While the mayor’s excessive caution and paternalism has been ridiculed, no one needs to be reminded of the horrible suffering that followed Hurricane Katrina in New Orleans and the PR disaster it became for the Bush administration; hence there is a natural tendency for politicians to now err on the side of caution. There is also a strong case to be made that being risk averse is now sound fiscal policy, as severe weather has increasingly become a drain on the public rather than the private purse. In 1955 when Hurricane Diane struck the New Jersey coast the public cost was only 6% of the total damages bill. Thirty-five years later for Hurricane Hugo in 1989 the various levels of government picked up 23% of the tab.

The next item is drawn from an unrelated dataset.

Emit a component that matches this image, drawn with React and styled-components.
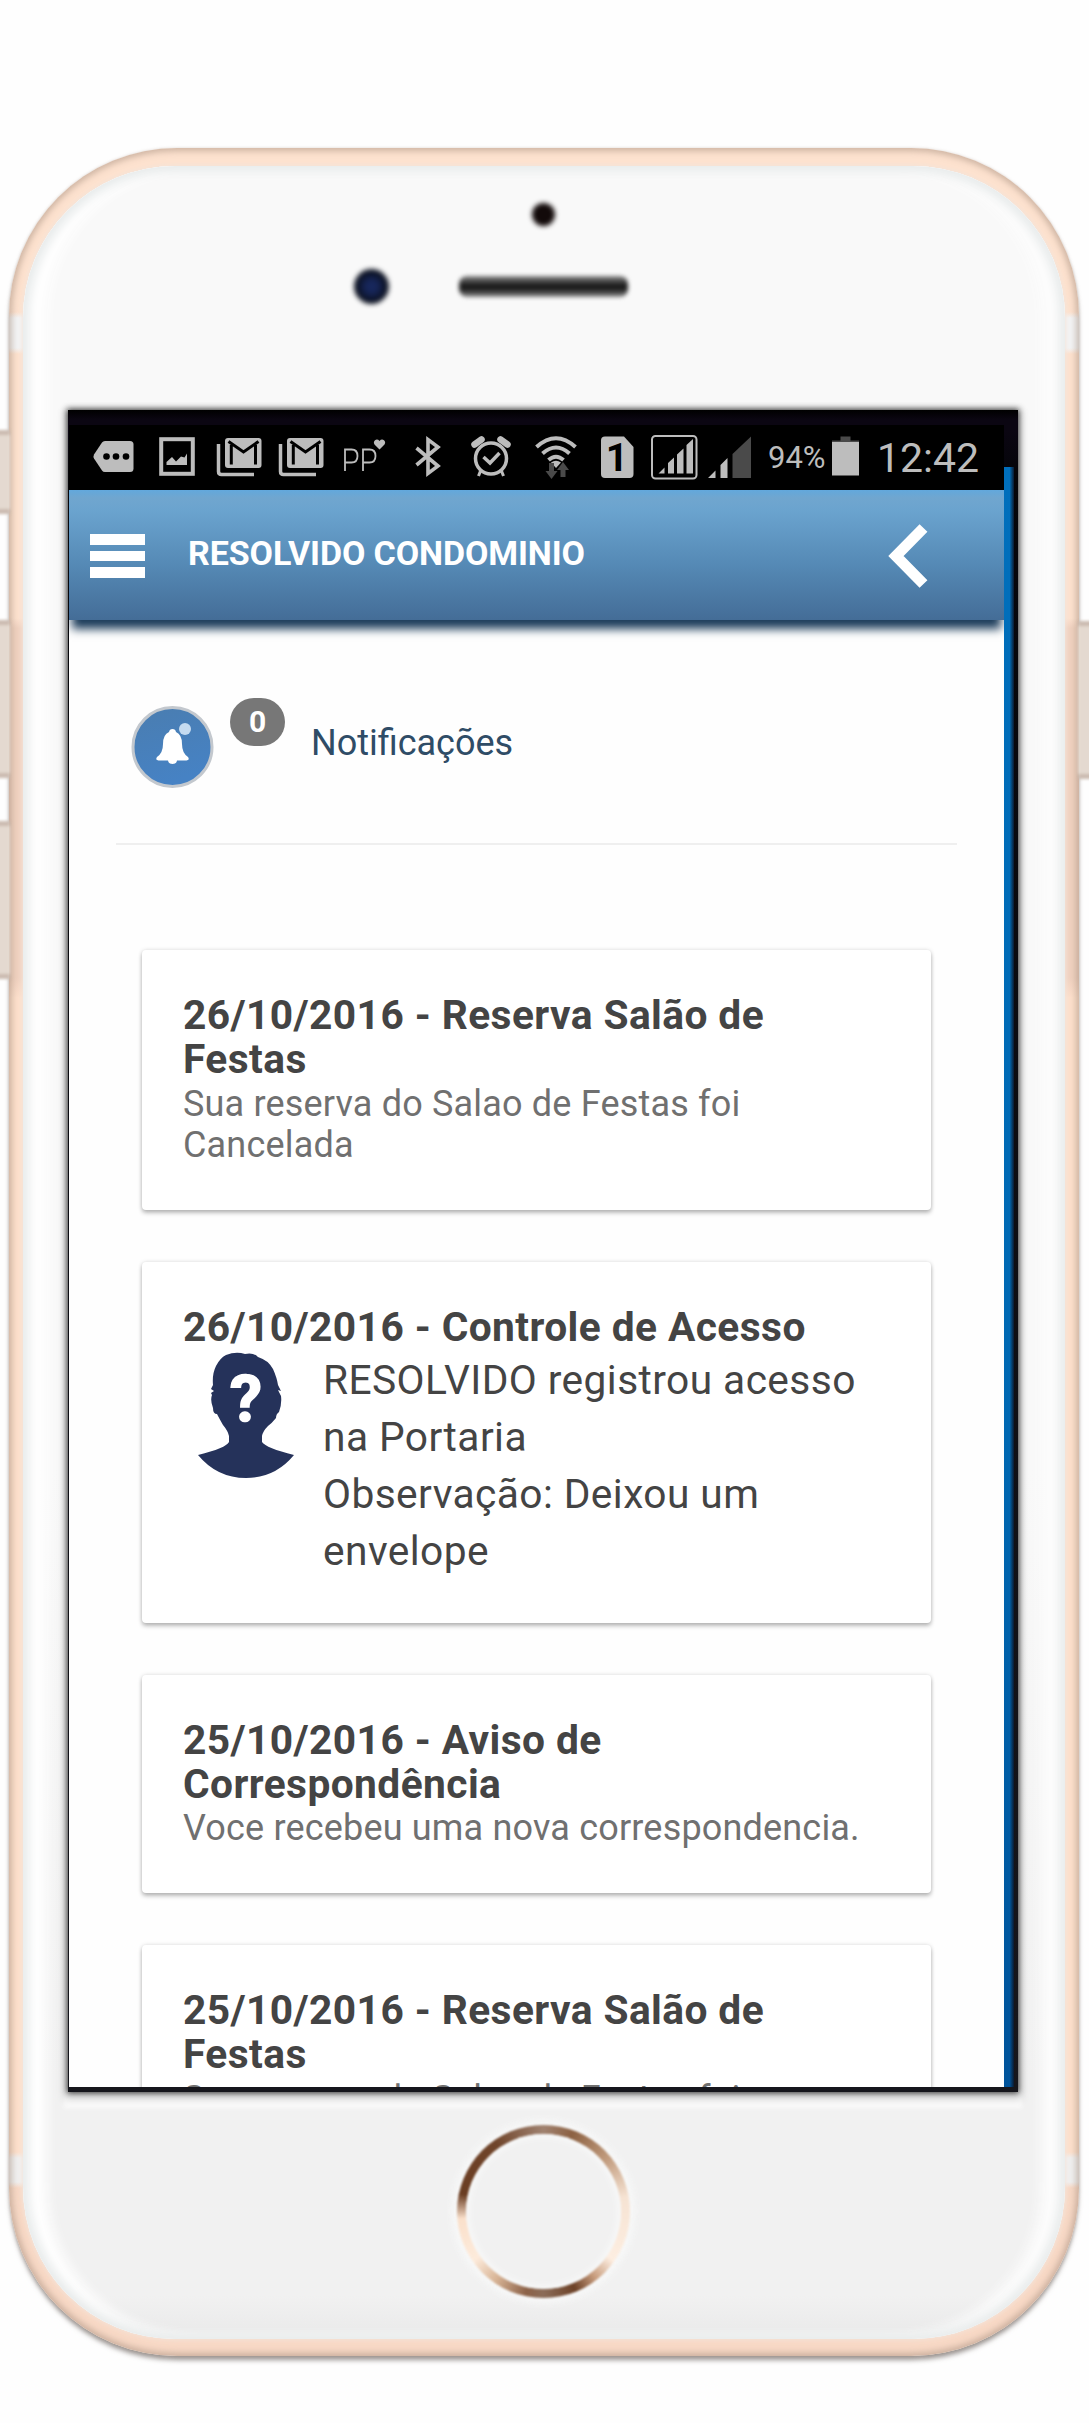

For Hurricane Ike in 2008 it had jumped to 69%, and for 2012‚ Superstorm Sandy it is likely to be north of 75%.
As the winter storm season begins to wind down and Jim Cantore’s frozen body is exhumed from a block of ice somewhere outside of Boston, attention will turn to the next big game on the ‘weather as sports’ calendar. With a historic drought still parching most of the American West, armchair weather fans still have time to grab a cold beer and some pretzels before settling down to watch the pre-game for ‘Firestorm Phyllis’, an event that will surely be coming to a Weather Channel screen near you sometime in the summer of 2015.